[START OF Data extract]
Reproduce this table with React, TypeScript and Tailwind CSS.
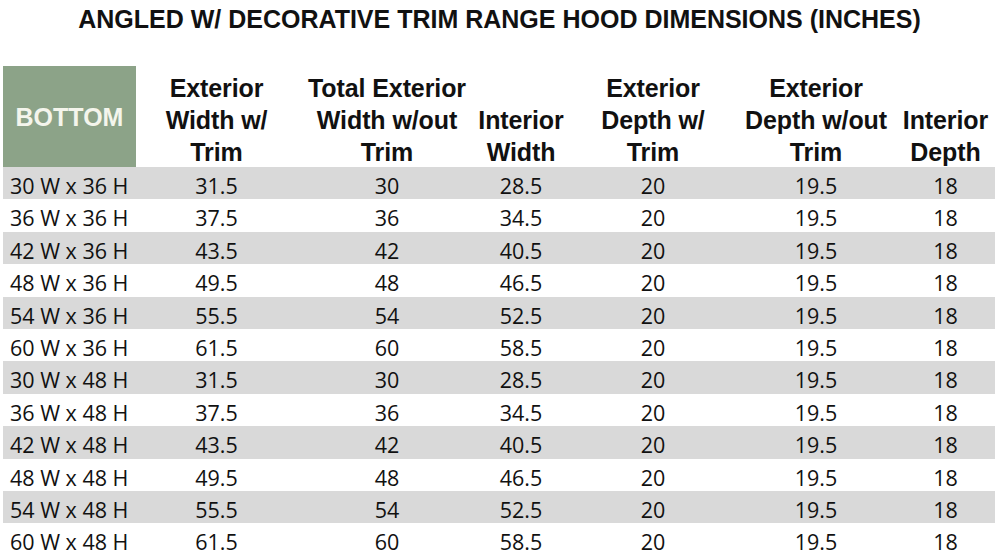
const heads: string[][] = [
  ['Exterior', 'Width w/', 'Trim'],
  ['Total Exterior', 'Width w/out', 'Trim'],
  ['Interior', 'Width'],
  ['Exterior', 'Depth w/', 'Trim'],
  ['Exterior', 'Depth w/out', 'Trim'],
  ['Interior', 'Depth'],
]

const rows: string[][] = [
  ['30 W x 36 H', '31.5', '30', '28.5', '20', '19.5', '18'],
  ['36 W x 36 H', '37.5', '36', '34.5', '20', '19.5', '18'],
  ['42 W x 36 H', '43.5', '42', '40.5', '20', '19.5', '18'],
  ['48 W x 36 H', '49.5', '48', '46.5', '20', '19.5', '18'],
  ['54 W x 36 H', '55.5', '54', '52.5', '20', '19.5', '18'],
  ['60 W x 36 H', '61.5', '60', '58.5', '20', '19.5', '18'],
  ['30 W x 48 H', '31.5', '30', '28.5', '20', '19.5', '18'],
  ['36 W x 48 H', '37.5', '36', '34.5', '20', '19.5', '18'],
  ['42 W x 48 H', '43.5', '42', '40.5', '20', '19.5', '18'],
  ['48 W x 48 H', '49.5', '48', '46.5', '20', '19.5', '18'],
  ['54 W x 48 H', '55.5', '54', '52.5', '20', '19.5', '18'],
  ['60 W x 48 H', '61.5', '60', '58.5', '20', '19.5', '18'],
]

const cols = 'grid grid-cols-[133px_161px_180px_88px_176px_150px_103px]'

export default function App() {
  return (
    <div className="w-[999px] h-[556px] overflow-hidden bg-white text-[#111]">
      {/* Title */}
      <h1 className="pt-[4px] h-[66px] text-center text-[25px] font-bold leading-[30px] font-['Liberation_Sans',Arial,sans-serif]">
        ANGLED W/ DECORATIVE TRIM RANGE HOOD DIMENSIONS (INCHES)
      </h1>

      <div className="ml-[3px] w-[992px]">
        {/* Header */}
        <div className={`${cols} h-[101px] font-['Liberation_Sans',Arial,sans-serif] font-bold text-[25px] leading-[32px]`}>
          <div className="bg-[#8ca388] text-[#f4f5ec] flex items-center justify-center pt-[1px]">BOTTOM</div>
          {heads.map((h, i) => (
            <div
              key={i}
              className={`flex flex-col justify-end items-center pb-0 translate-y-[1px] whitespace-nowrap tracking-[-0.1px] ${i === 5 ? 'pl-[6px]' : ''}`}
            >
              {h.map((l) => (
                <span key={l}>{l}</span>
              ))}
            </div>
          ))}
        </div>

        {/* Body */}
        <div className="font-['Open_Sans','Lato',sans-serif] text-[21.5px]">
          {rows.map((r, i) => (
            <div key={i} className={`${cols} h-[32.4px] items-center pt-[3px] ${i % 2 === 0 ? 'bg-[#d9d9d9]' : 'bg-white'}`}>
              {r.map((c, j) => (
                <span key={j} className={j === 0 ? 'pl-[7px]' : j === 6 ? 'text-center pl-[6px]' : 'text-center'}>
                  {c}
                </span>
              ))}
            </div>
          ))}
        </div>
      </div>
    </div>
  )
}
[END OF Data extract]
◆ What the task asks:
Would you set down the listing exactly, omitting pictures?

◆ Task response:
Reproduce this table with React, TypeScript and Tailwind CSS.
const heads: string[][] = [
  ['Exterior', 'Width w/', 'Trim'],
  ['Total Exterior', 'Width w/out', 'Trim'],
  ['Interior', 'Width'],
  ['Exterior', 'Depth w/', 'Trim'],
  ['Exterior', 'Depth w/out', 'Trim'],
  ['Interior', 'Depth'],
]

const rows: string[][] = [
  ['30 W x 36 H', '31.5', '30', '28.5', '20', '19.5', '18'],
  ['36 W x 36 H', '37.5', '36', '34.5', '20', '19.5', '18'],
  ['42 W x 36 H', '43.5', '42', '40.5', '20', '19.5', '18'],
  ['48 W x 36 H', '49.5', '48', '46.5', '20', '19.5', '18'],
  ['54 W x 36 H', '55.5', '54', '52.5', '20', '19.5', '18'],
  ['60 W x 36 H', '61.5', '60', '58.5', '20', '19.5', '18'],
  ['30 W x 48 H', '31.5', '30', '28.5', '20', '19.5', '18'],
  ['36 W x 48 H', '37.5', '36', '34.5', '20', '19.5', '18'],
  ['42 W x 48 H', '43.5', '42', '40.5', '20', '19.5', '18'],
  ['48 W x 48 H', '49.5', '48', '46.5', '20', '19.5', '18'],
  ['54 W x 48 H', '55.5', '54', '52.5', '20', '19.5', '18'],
  ['60 W x 48 H', '61.5', '60', '58.5', '20', '19.5', '18'],
]

const cols = 'grid grid-cols-[133px_161px_180px_88px_176px_150px_103px]'

export default function App() {
  return (
    <div className="w-[999px] h-[556px] overflow-hidden bg-white text-[#111]">
      {/* Title */}
      <h1 className="pt-[4px] h-[66px] text-center text-[25px] font-bold leading-[30px] font-['Liberation_Sans',Arial,sans-serif]">
        ANGLED W/ DECORATIVE TRIM RANGE HOOD DIMENSIONS (INCHES)
      </h1>

      <div className="ml-[3px] w-[992px]">
        {/* Header */}
        <div className={`${cols} h-[101px] font-['Liberation_Sans',Arial,sans-serif] font-bold text-[25px] leading-[32px]`}>
          <div className="bg-[#8ca388] text-[#f4f5ec] flex items-center justify-center pt-[1px]">BOTTOM</div>
          {heads.map((h, i) => (
            <div
              key={i}
              className={`flex flex-col justify-end items-center pb-0 translate-y-[1px] whitespace-nowrap tracking-[-0.1px] ${i === 5 ? 'pl-[6px]' : ''}`}
            >
              {h.map((l) => (
                <span key={l}>{l}</span>
              ))}
            </div>
          ))}
        </div>

        {/* Body */}
        <div className="font-['Open_Sans','Lato',sans-serif] text-[21.5px]">
          {rows.map((r, i) => (
            <div key={i} className={`${cols} h-[32.4px] items-center pt-[3px] ${i % 2 === 0 ? 'bg-[#d9d9d9]' : 'bg-white'}`}>
              {r.map((c, j) => (
                <span key={j} className={j === 0 ? 'pl-[7px]' : j === 6 ? 'text-center pl-[6px]' : 'text-center'}>
                  {c}
                </span>
              ))}
            </div>
          ))}
        </div>
      </div>
    </div>
  )
}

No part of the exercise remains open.